Madame Annick Le Loch a posé la question de la vente sur internet. La déstabilisation des commerces de centre-ville tient, en effet, à la fois aux baux commerciaux et au montant excessif des loyers, mais aussi au développement de la vente sur internet. C'est tout le commerce de détail qui est aujourd'hui remis en cause.

S'agissant de la loi de modernisation de l'économie et du relèvement du seuil de 300 à 1 000 mètres carrés, la question est de savoir s'il y a concurrence ou non entre les moyennes surfaces à la périphérie des villes.

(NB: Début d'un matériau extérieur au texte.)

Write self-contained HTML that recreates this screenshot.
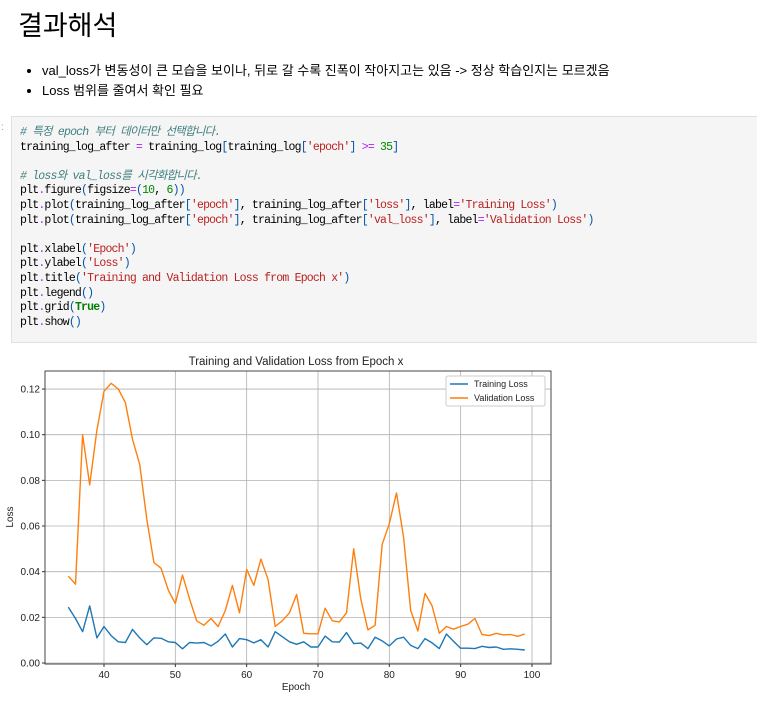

Le fonctionnement des commissions départementales d'aménagement commercial et l'existence de seuils relativement bas avaient entraîné des situations totalement figées dans certaines parties du territoire, avec des grandes surfaces qui avaient conquis des parts de marché en demeurant à l'abri de ces règles, et acquis, à certains endroits, une situation de monopole qui les mettait en capacité d'empêcher l'arrivée de tout nouveau concurrent. Or il faut garantir au consommateur un degré minimal de concurrence.

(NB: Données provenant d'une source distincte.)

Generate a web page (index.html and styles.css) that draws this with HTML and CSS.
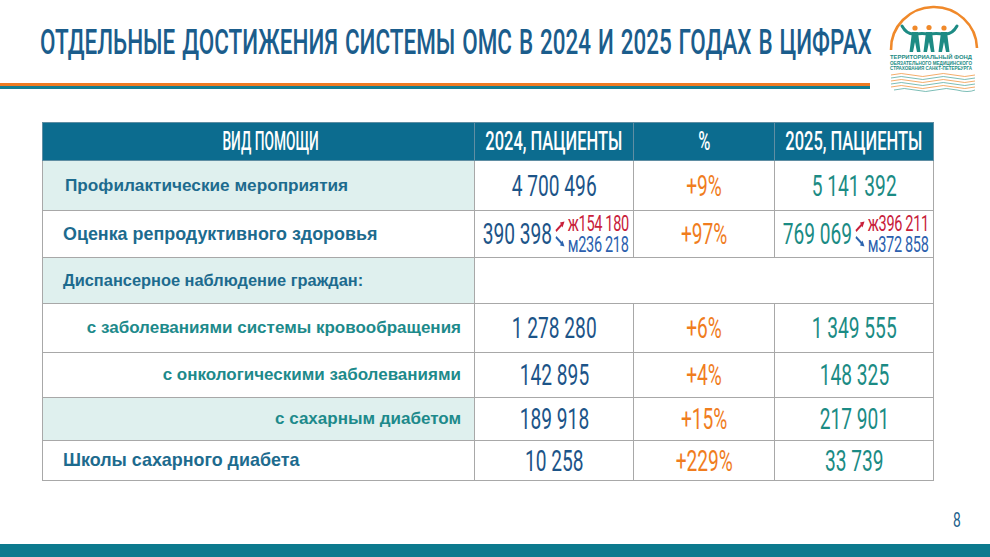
FILE: index.html
```html
<!DOCTYPE html>
<html lang="ru">
<head>
<meta charset="utf-8">
<title>ОМС в цифрах</title>
<link rel="stylesheet" href="styles.css">
</head>
<body>
<div class="slide">
  <header class="top">
    <div class="top-left">
      <div class="title"><h1 class="title-text">ОТДЕЛЬНЫЕ ДОСТИЖЕНИЯ СИСТЕМЫ ОМС В 2024 И 2025 ГОДАХ В ЦИФРАХ</h1></div>
      <div class="rule rule-o"></div>
      <div class="rule rule-t"></div>
    </div>
    <svg class="logo" viewBox="0 0 100 92" width="100" height="92">
      <path d="M5 45 A43 42 0 0 1 91 43" fill="none" stroke="#f0892a" stroke-width="2.6"/>
      <path d="M16 21 Q21 30 29 29 Q36 28 43 29 Q50 28 58 29 Q66 30 71 21" fill="none" stroke="#1d8b84" stroke-width="3" stroke-linecap="round"/>
      <path d="M26 27 L32 27 L34.5 47 L31 47 L29 37 L27 47 L23.5 47 Z" fill="#1d8b84"/>
      <path d="M40 27 L46 27 L48.5 47 L45 47 L43 37 L41 47 L37.5 47 Z" fill="#1d8b84"/>
      <path d="M55 27 L61 27 L63.5 47 L60 47 L58 37 L56 47 L52.5 47 Z" fill="#1d8b84"/>
      <circle cx="29" cy="23" r="2.6" fill="#f0892a"/>
      <circle cx="43" cy="22.5" r="2.6" fill="#f0892a"/>
      <circle cx="58" cy="23" r="2.6" fill="#f0892a"/>
      <text class="logo-txt" x="4" y="54" textLength="82" lengthAdjust="spacingAndGlyphs">ТЕРРИТОРИАЛЬНЫЙ  ФОНД</text>
      <text class="logo-txt" x="4" y="59.5" textLength="82" lengthAdjust="spacingAndGlyphs">ОБЯЗАТЕЛЬНОГО МЕДИЦИНСКОГО</text>
      <text class="logo-txt" x="4" y="65" textLength="82" lengthAdjust="spacingAndGlyphs">СТРАХОВАНИЯ САНКТ-ПЕТЕРБУРГА</text>
      <g fill="none" stroke-width="0.9">
        <path d="M5 70 q10 -3 21 0 t21 0 t21 0 t21 0" stroke="#f3a45a"/>
        <path d="M5 73 q10 -3 21 0 t21 0 t21 0 t21 0" stroke="#6db5ae"/>
        <path d="M5 76 q10 -3 21 0 t21 0 t21 0 t21 0" stroke="#f3a45a"/>
        <path d="M5 79 q10 -3 21 0 t21 0 t21 0 t21 0" stroke="#6db5ae"/>
        <path d="M5 82 q10 -3 21 0 t21 0 t21 0 t21 0" stroke="#f3a45a"/>
        <path d="M8 85 q10 -3 21 0 t21 0 t21 0 t18 0" stroke="#6db5ae"/>
      </g>
    </svg>
  </header>

  <main class="table-wrap">
    <table class="grid">
      <colgroup><col class="c1"><col class="c2"><col class="c3"><col class="c4"></colgroup>
      <thead>
        <tr>
          <th><div class="cell"><span class="cond head-l">ВИД ПОМОЩИ</span></div></th>
          <th><div class="cell"><span class="cond">2024, ПАЦИЕНТЫ</span></div></th>
          <th><div class="cell"><span class="cond">%</span></div></th>
          <th><div class="cell"><span class="cond">2025, ПАЦИЕНТЫ</span></div></th>
        </tr>
      </thead>
      <tbody>
        <tr class="h50">
          <td class="lbl shade first">Профилактические мероприятия</td>
          <td><div class="cell"><span class="cond num y24">4 700 496</span></div></td>
          <td><div class="cell"><span class="cond num pct">+9%</span></div></td>
          <td><div class="cell"><span class="cond num y25">5 141 392</span></div></td>
        </tr>
        <tr class="h47">
          <td class="lbl big">Оценка репродуктивного здоровья</td>
          <td><div class="cell"><span class="cond split y24"><span class="num">390 398</span><svg class="arr" viewBox="0 0 16 32" width="16" height="32"><path d="M2 13 L11 6.5" stroke="#c8203a" stroke-width="2.4"/><path d="M15 3.5 L8.2 4.6 L12 9.6 Z" fill="#c8203a"/><path d="M2 19 L11 25.5" stroke="#2c63ae" stroke-width="2.4"/><path d="M15 28.5 L8.2 27.4 L12 22.4 Z" fill="#2c63ae"/></svg><span class="subs"><span class="f">ж154 180</span><span class="m">м236 218</span></span></span></div></td>
          <td><div class="cell"><span class="cond num pct">+97%</span></div></td>
          <td><div class="cell"><span class="cond split y25"><span class="num">769 069</span><svg class="arr" viewBox="0 0 16 32" width="16" height="32"><path d="M2 13 L11 6.5" stroke="#c8203a" stroke-width="2.4"/><path d="M15 3.5 L8.2 4.6 L12 9.6 Z" fill="#c8203a"/><path d="M2 19 L11 25.5" stroke="#2c63ae" stroke-width="2.4"/><path d="M15 28.5 L8.2 27.4 L12 22.4 Z" fill="#2c63ae"/></svg><span class="subs"><span class="f">ж396 211</span><span class="m">м372 858</span></span></span></div></td>
        </tr>
        <tr class="h46">
          <td class="lbl shade small">Диспансерное наблюдение граждан:</td>
          <td colspan="3"></td>
        </tr>
        <tr class="h49">
          <td class="lbl sub">с заболеваниями системы кровообращения</td>
          <td><div class="cell"><span class="cond num y24">1 278 280</span></div></td>
          <td><div class="cell"><span class="cond num pct">+6%</span></div></td>
          <td><div class="cell"><span class="cond num y25">1 349 555</span></div></td>
        </tr>
        <tr class="h45">
          <td class="lbl sub">с онкологическими заболеваниями</td>
          <td><div class="cell"><span class="cond num y24">142 895</span></div></td>
          <td><div class="cell"><span class="cond num pct">+4%</span></div></td>
          <td><div class="cell"><span class="cond num y25">148 325</span></div></td>
        </tr>
        <tr class="h43">
          <td class="lbl sub shade">с сахарным диабетом</td>
          <td><div class="cell"><span class="cond num y24">189 918</span></div></td>
          <td><div class="cell"><span class="cond num pct">+15%</span></div></td>
          <td><div class="cell"><span class="cond num y25">217 901</span></div></td>
        </tr>
        <tr class="h40">
          <td class="lbl big">Школы сахарного диабета</td>
          <td><div class="cell"><span class="cond num y24">10 258</span></div></td>
          <td><div class="cell"><span class="cond num pct">+229%</span></div></td>
          <td><div class="cell"><span class="cond num y25">33 739</span></div></td>
        </tr>
      </tbody>
    </table>
  </main>

  <footer class="foot">
    <div class="page-num"><span class="cond">8</span></div>
    <div class="bar"></div>
  </footer>
</div>
</body>
</html>
```

FILE: styles.css
```css
html, body {
  margin: 0;
  padding: 0;
  background: #ffffff;
}

.slide {
  width: 990px;
  height: 557px;
  display: flex;
  flex-direction: column;
  overflow: hidden;
  font-family: "Liberation Sans", Arial, sans-serif;
}

/* ---------- header ---------- */
.top {
  display: flex;
  align-items: flex-start;
  height: 96px;
  flex: none;
}

.top-left {
  width: 870px;
  flex: none;
  display: flex;
  flex-direction: column;
}

.title {
  height: 83px;
  padding-left: 40px;
  padding-top: 2px;
  box-sizing: border-box;
  display: flex;
  align-items: center;
  white-space: nowrap;
  overflow: visible;
}

.title-text {
  margin: 0;
  display: inline-block;
  flex: none;
  font-family: Roboto, "Liberation Sans", sans-serif;
  font-weight: 500;
  font-size: 35px;
  line-height: 35px;
  color: #1b5d8c;
  word-spacing: 2px;
  transform: scaleX(0.642);
  transform-origin: left center;
}

.rule {
  height: 3px;
}
.rule-o { background: #ee7b22; }
.rule-t { background: #137e93; }

.logo {
  margin-top: 5px;
  margin-left: 16px;
  flex: none;
}

.logo-txt {
  font-family: "Liberation Sans", Arial, sans-serif;
  font-weight: 700;
  font-size: 5.2px;
  fill: #1d8b84;
}

/* ---------- table ---------- */
.table-wrap {
  margin: 26px 0 0 42px;
  flex: none;
}

.grid {
  width: 891px;
  table-layout: fixed;
  border-collapse: collapse;
  border: 1px solid #a8a8a8;
}

.c1 { width: 432px; }
.c2 { width: 159px; }
.c3 { width: 141px; }
.c4 { width: 159px; }

.grid th,
.grid td {
  border: 1px solid #a8a8a8;
  padding: 0;
  vertical-align: middle;
  overflow: visible;
}

.grid thead tr { height: 38px; }

.grid th {
  background: #0c6c8f;
  color: #ffffff;
  font-family: Roboto, "Liberation Sans", sans-serif;
  font-weight: 500;
  font-size: 25px;
  border-color: #5f8ea3;
}

.h50 { height: 50px; }
.h47 { height: 47px; }
.h46 { height: 46px; }
.h49 { height: 49px; }
.h45 { height: 45px; }
.h43 { height: 43px; }
.h40 { height: 40px; }

.cell {
  display: flex;
  justify-content: center;
  align-items: center;
  white-space: nowrap;
}

.cond {
  flex: none;
  display: inline-block;
  white-space: nowrap;
  transform: scaleX(0.66);
  transform-origin: center center;
}

.cond.head-l {
  margin-left: 24px;
  transform: scaleX(0.55);
}

.lbl {
  font-family: "Liberation Sans", Arial, sans-serif;
  font-weight: 700;
  font-size: 17px;
  color: #1d6b8e;
  padding-left: 20px !important;
  white-space: nowrap;
}

.lbl.first {
  padding-left: 22px !important;
  font-size: 17.2px;
}

.lbl.big {
  font-size: 17.9px;
}

.lbl.small {
  font-size: 16.4px;
}

.lbl.sub {
  text-align: right;
  padding-left: 0 !important;
  padding-right: 13px !important;
  color: #1d8a8b;
}

.shade {
  background: #dff0ee;
}

.num {
  font-family: Roboto, "Liberation Sans", sans-serif;
  font-weight: 400;
  font-size: 29px;
  line-height: 30px;
}

.y24 { color: #1c5488; }
.pct { color: #f07d1e; }
.y25 { color: #1b8b84; }

.split {
  display: inline-flex;
  align-items: center;
  gap: 4px;
  margin-left: 4px;
}

.arr {
  flex: none;
  display: block;
}

.subs {
  display: flex;
  flex-direction: column;
  font-family: Roboto, "Liberation Sans", sans-serif;
  font-size: 22px;
  line-height: 21px;
  letter-spacing: -0.5px;
}

.subs .f { color: #c8203a; }
.subs .m { color: #2c5fae; }

/* ---------- footer ---------- */
.foot {
  margin-top: auto;
  display: flex;
  flex-direction: column;
}

.page-num {
  display: flex;
  justify-content: flex-end;
  padding-right: 27px;
  font-family: Roboto, "Liberation Sans", sans-serif;
  font-size: 21px;
  line-height: 24px;
  color: #1d5f8c;
  margin-bottom: 12px;
}

.bar {
  height: 13px;
  background: #0c7a8e;
}
```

Sur le statut de l'auto-entrepreneur, la loi de 2014 a peut-être corrigé sur certains points une forme de concurrence déloyale entre ceux qui étaient auto-entrepreneurs et ceux qui ne l'étaient pas. Mais je pense que ce statut est utile. Certains commencent comme auto-entrepreneurs, développent leur activité, et il est normal qu'ils basculent ensuite sur un autre statut. D'autres peuvent s'installer durablement dans le statut d'auto-entrepreneur car leur activité est partielle, annexe ou secondaire : ceux-là ne souhaitent pas aller au-delà d'un certain niveau d'activité, et ce statut leur suffit parfaitement. Quant aux contraintes nouvelles que la loi leur impose, les auto-entrepreneurs se plaignent de l'obligation d'immatriculation, qui implique des procédures parfois très lourdes, alors que ce statut vise précisément à faciliter la création d'entreprise, et du stage de préparation à l'installation, qu'ils trouvent lourd, coûteux et parfois pas vraiment utile. Il faudra poursuivre la réflexion sur ce point car je pense que l'équilibre n'est pas encore totalement trouvé.